Tomado de REVISTA ARCADIA
Por: Marta Ruiz.
Conozco a un hombre al que un olor lo sacó de la guerra. Era un combatiente revolucionario convencido. Había soportado con estoicismo la tortura, la cárcel, la soledad y la austeridad del monte. Había disparado cientos de veces su arma. Estaba dispuesto a morir como lo hacen muchos guerrilleros, con la idea de que la muerte los purifica, y los eleva a un nivel superior de vida. Una idea mística que los ha mantenido al resguardo de la inutilidad de sus existencias.
Pero un día cualquiera fue testigo de algo terrible. Un hombre de su edad, combatiente como él, joven y valiente, acababa de ser destrozado por varias granadas y disparos. Estaba moribundo. Su cuerpo lleno de heridas y de esquirlas ya no sangraba: el pus y los gusanos manaban de sus llagas. A varios metros de distancia, su carne putrefacta olía a mortecina. Pero era un hombre vivo. Un hombre cuyo corazón palpitaba y que suplicaba ya no para ser salvado, sino para que sus compañeros le trataran con caridad: que lo mataran. Sobrevivir era demasiado insoportable. El hombre que conozco sintió que todas sus ideas altruistas sobre la violencia se vinieron abajo. No fue capaz de empuñar más las armas. Su amor por la guerra se transformó en desazón y asco. Y tuvo que abandonarla.
Nicolás Maquiavelo dice en el Arte de la Guerra que los hombres que se dedican toda la vida al combate no son confiables. Son mercenarios y no ciudadanos. La guerra horada el espíritu de las personas, lo vuelve putrefacto como el cuerpo de aquel moribundo. Eso mismo le ocurre a un país que abraza con fervor al principio, y luego con indiferencia y cinismo, el camino de la violencia. Como Colombia.

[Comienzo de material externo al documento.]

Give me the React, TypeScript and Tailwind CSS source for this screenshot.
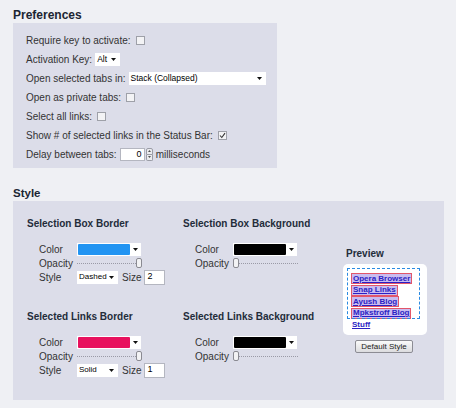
import React from "react";

function Arrow() {
  return (
    <svg width="5" height="3" viewBox="0 0 5 3" className="shrink-0">
      <polygon points="0,0 5,0 2.5,3" fill="#111" />
    </svg>
  );
}

function Checkbox({ checked = false }: { checked?: boolean }) {
  return (
    <span className="ml-[5px] flex h-[9px] w-[9px] items-center justify-center border border-[#9ea0a8] bg-[#f3f3f5]">
      {checked && (
        <svg width="7" height="7" viewBox="0 0 7 7">
          <path d="M1 3.5 L2.8 5.5 L6 1.2" fill="none" stroke="#333" strokeWidth="1.1" />
        </svg>
      )}
    </span>
  );
}

function Select({ value, width, size = "text-[8.5px]" }: { value: string; width: string; size?: string }) {
  return (
    <span className={`flex h-[13px] items-center justify-between bg-white pl-[2px] pr-[4px] text-black ${size} ${width}`}>
      <span>{value}</span>
      <Arrow />
    </span>
  );
}

function ColorSelect({ color }: { color: string }) {
  return (
    <span className="flex h-[13px] w-[64px] items-center justify-between bg-white pl-[1px] pr-[3px]">
      <span className="h-[11px] w-[52px] rounded-[1px]" style={{ backgroundColor: color }} />
      <Arrow />
    </span>
  );
}

function Slider({ full }: { full: boolean }) {
  return (
    <span className="relative flex h-[10px] w-[65px] items-center">
      <span className="w-full border-t border-dotted border-[#9a9aa6]" />
      <span
        className={`absolute top-0 h-[10px] w-[6px] rounded-[2px] border border-[#8a8a92] bg-[#f2f2f4] ${full ? "right-0" : "left-0"}`}
      />
    </span>
  );
}

function Row({ label, children }: { label: string; children: React.ReactNode }) {
  return (
    <div className="flex h-[14px] items-center">
      <span className="w-[38px] shrink-0">{label}</span>
      {children}
    </div>
  );
}

function Section({
  title,
  color,
  full,
  style,
  size,
}: {
  title: string;
  color: string;
  full: boolean;
  style?: string;
  size?: string;
}) {
  return (
    <div className="flex flex-col">
      <div className="h-[14px] text-[10px] font-bold leading-[14px] text-[#232c3a]">{title}</div>
      <div className="mt-[11px] flex flex-col pl-[12px] text-[10px] text-[#333]">
        <Row label="Color">
          <ColorSelect color={color} />
        </Row>
        <Row label="Opacity">
          <Slider full={full} />
        </Row>
        {style && (
          <Row label="Style">
            <Select value={style} width="w-[41px]" size="text-[8px]" />
            <span className="ml-[4px] mr-[3px]">Size</span>
            <span className="flex h-[15px] w-[21px] items-center border border-[#b4b6c0] bg-white pl-[2px] text-[9px] text-black">
              {size}
            </span>
          </Row>
        )}
      </div>
    </div>
  );
}

const links = ["Opera Browser", "Snap Links", "Ayush Blog", "Mpkstroff Blog"];

export default function App() {
  return (
    <div className="h-[408px] w-[456px] bg-[#eff0f4] pl-[13px] pt-[7px] font-['Liberation_Sans',Arial,sans-serif]">
      <h2 className="text-[12px] font-bold leading-[16px] text-[#1b2533]">Preferences</h2>
      <div className="flex h-[145px] w-[264px] flex-col bg-[#dcdde9] pl-[13px] pt-[8px] text-[10px] text-[#333]">
        <div className="flex h-[19px] items-center">
          Require key to activate:
          <Checkbox />
        </div>
        <div className="flex h-[19px] items-center">
          <span className="mr-[3px]">Activation Key:</span>
          <Select value="Alt" width="w-[25px]" />
        </div>
        <div className="flex h-[19px] items-center">
          <span className="mr-[3px]">Open selected tabs in:</span>
          <Select value="Stack (Collapsed)" width="w-[137px]" />
        </div>
        <div className="flex h-[19px] items-center">
          Open as private tabs:
          <Checkbox />
        </div>
        <div className="flex h-[19px] items-center">
          Select all links:
          <Checkbox />
        </div>
        <div className="flex h-[19px] items-center">
          Show # of selected links in the Status Bar:
          <Checkbox checked />
        </div>
        <div className="flex h-[19px] items-center">
          <span className="mr-[3px]">Delay between tabs:</span>
          <span className="flex h-[13px] w-[25px] items-center justify-end border border-[#b4b6c0] bg-white pr-[2px] text-[9px] text-black">
            0
          </span>
          <span className="ml-[1px] flex h-[13px] w-[7px] flex-col">
            <span className="flex h-[6.5px] items-center justify-center rounded-t-[2px] border border-[#9a9ca6] bg-[#ececf0]">
              <svg width="3" height="2" viewBox="0 0 3 2">
                <polygon points="0,2 3,2 1.5,0" fill="#555" />
              </svg>
            </span>
            <span className="flex h-[6.5px] items-center justify-center rounded-b-[2px] border border-t-0 border-[#9a9ca6] bg-[#ececf0]">
              <svg width="3" height="2" viewBox="0 0 3 2">
                <polygon points="0,0 3,0 1.5,2" fill="#555" />
              </svg>
            </span>
          </span>
          <span className="ml-[3px]">milliseconds</span>
        </div>
      </div>

      <h2 className="mt-[17px] text-[11.5px] font-bold leading-[16px] text-[#1b2533]">Style</h2>
      <div className="flex h-[199px] w-[431px] bg-[#dcdde9] pl-[14px] pt-[16px]">
        <div className="flex w-[156px] flex-col gap-[26px]">
          <Section title="Selection Box Border" color="#2294f2" full style="Dashed" size="2" />
          <Section title="Selected Links Border" color="#e8115e" full style="Solid" size="1" />
        </div>
        <div className="flex w-[160px] flex-col gap-[40px]">
          <Section title="Selection Box Background" color="#000000" full={false} />
          <Section title="Selected Links Background" color="#000000" full={false} />
        </div>
        <div className="flex w-[84px] flex-col">
          <div className="mt-[30px] h-[14px] pl-[3px] text-[10px] font-bold leading-[14px] text-[#232c3a]">
            Preview
          </div>
          <div className="relative mt-[3px] flex h-[71px] flex-col gap-[0.5px] rounded-[5px] bg-white pl-[8px] pt-[9px]">
            {links.map((l) => (
              <span
                key={l}
                className="flex h-[11px] w-fit items-center border border-[#e2566a] bg-[#c9bcf0] px-[1px] text-[8px] font-bold text-[#2b1fc4] underline"
              >
                {l}
              </span>
            ))}
            <span className="ml-[1px] mt-[1px] text-[8px] font-bold leading-[9px] text-[#2b1fc4] underline">Stuff</span>
            <span className="absolute left-[4px] top-[4px] h-[51px] w-[73px] border border-dashed border-[#2a8ae2]" />
          </div>
          <button className="ml-[12px] mt-[5px] flex h-[13px] w-[58px] items-center justify-center rounded-[2px] border border-[#8c8c94] bg-gradient-to-b from-[#fafafa] to-[#dcdcdf] text-[8px] text-[#222]">
            Default Style
          </button>
        </div>
      </div>
    </div>
  );
}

Hace poco leí en el libro de Eduardo Pizarro sobre las Farc (reditado a finales del año pasado) su inquietante temor: “a veces pienso que en Colombia la confrontación armada no tendrá un cierre simbólico, un antes y un después, sino que viviremos la lenta descomposición de las dos guerrillas que restan en la arena de la guerra”. Comparto ese miedo a que no haya fin. Sólo un desgaste perpetuo, fronterizo e inútil que nos deje como resultado una nación herida, de la que supura odio y exclusión.
La paz se ha convertido en una palabra desprestigiada y proscrita. Un estigma sobre el que cabalgan aquellos que defienden el plomo y la pólvora, pero que no conocen su olor. Aquellos que abrazan sus intereses y rentas, y no sus desdichas.
Desde que escribe comunicados, Timochenko me ha hecho pensar en ese hombre al que conozco, al que el espectáculo de un cuerpo descompuesto le otorgó el sinsentido de la guerra. Tras su grandilocuencia, su discurso pomposo que invoca castigos celestiales, carros de fuego y batallas homéricas, se escurre el dolor por la muerte. Por los suyos: Reyes, Cano, Ríos, Jojoy. En sus palabras, la muerte es una pesadilla, una afrenta, y la guerra, un fardo pesado que llevan sus combatientes obligados por las circunstancias. No ya el camino inexorable hacia el futuro. No son los muertos ya las piedras que tapizan la victoria. Trata de darle sentido a una guerra que ya no lo tiene. Hay en su voz un resquicio de humanidad. ?Timochenko teme la humillación en la derrota. Porque la derrota ya parece consumada. Clama por un diálogo que devuelva los tiempos idos. Aquellos donde era dable discutir con las Farc el país del futuro. Pero presumo que esos tiempos solo volverán sobre la base de un imperativo: abandonar la guerra. ¿Tendrá Timochenko el coraje de reconocer el desastre que ha causado su violencia?
Santos tiene en sus manos la victoria de la guerra. Y en consecuencia, la oportunidad de ser generoso. Y podrá serlo tanto como la sociedad se lo permita. Eso si se alzan voces diferentes al bullicio de las extremas (derechas e izquierdas) que quieren condenarnos a una confrontación sin final.
Soy de las que piensa que estamos en un momento crucial. La guerra todavía nos huele mal. Remotamente mal. Pero como todo, podríamos acostumbrarnos a ello. A su hedor apestoso. Convertirnos en un país mercenario para siempre. En una nación cuyas heridas putrefactas ya no conmuevan a nadie.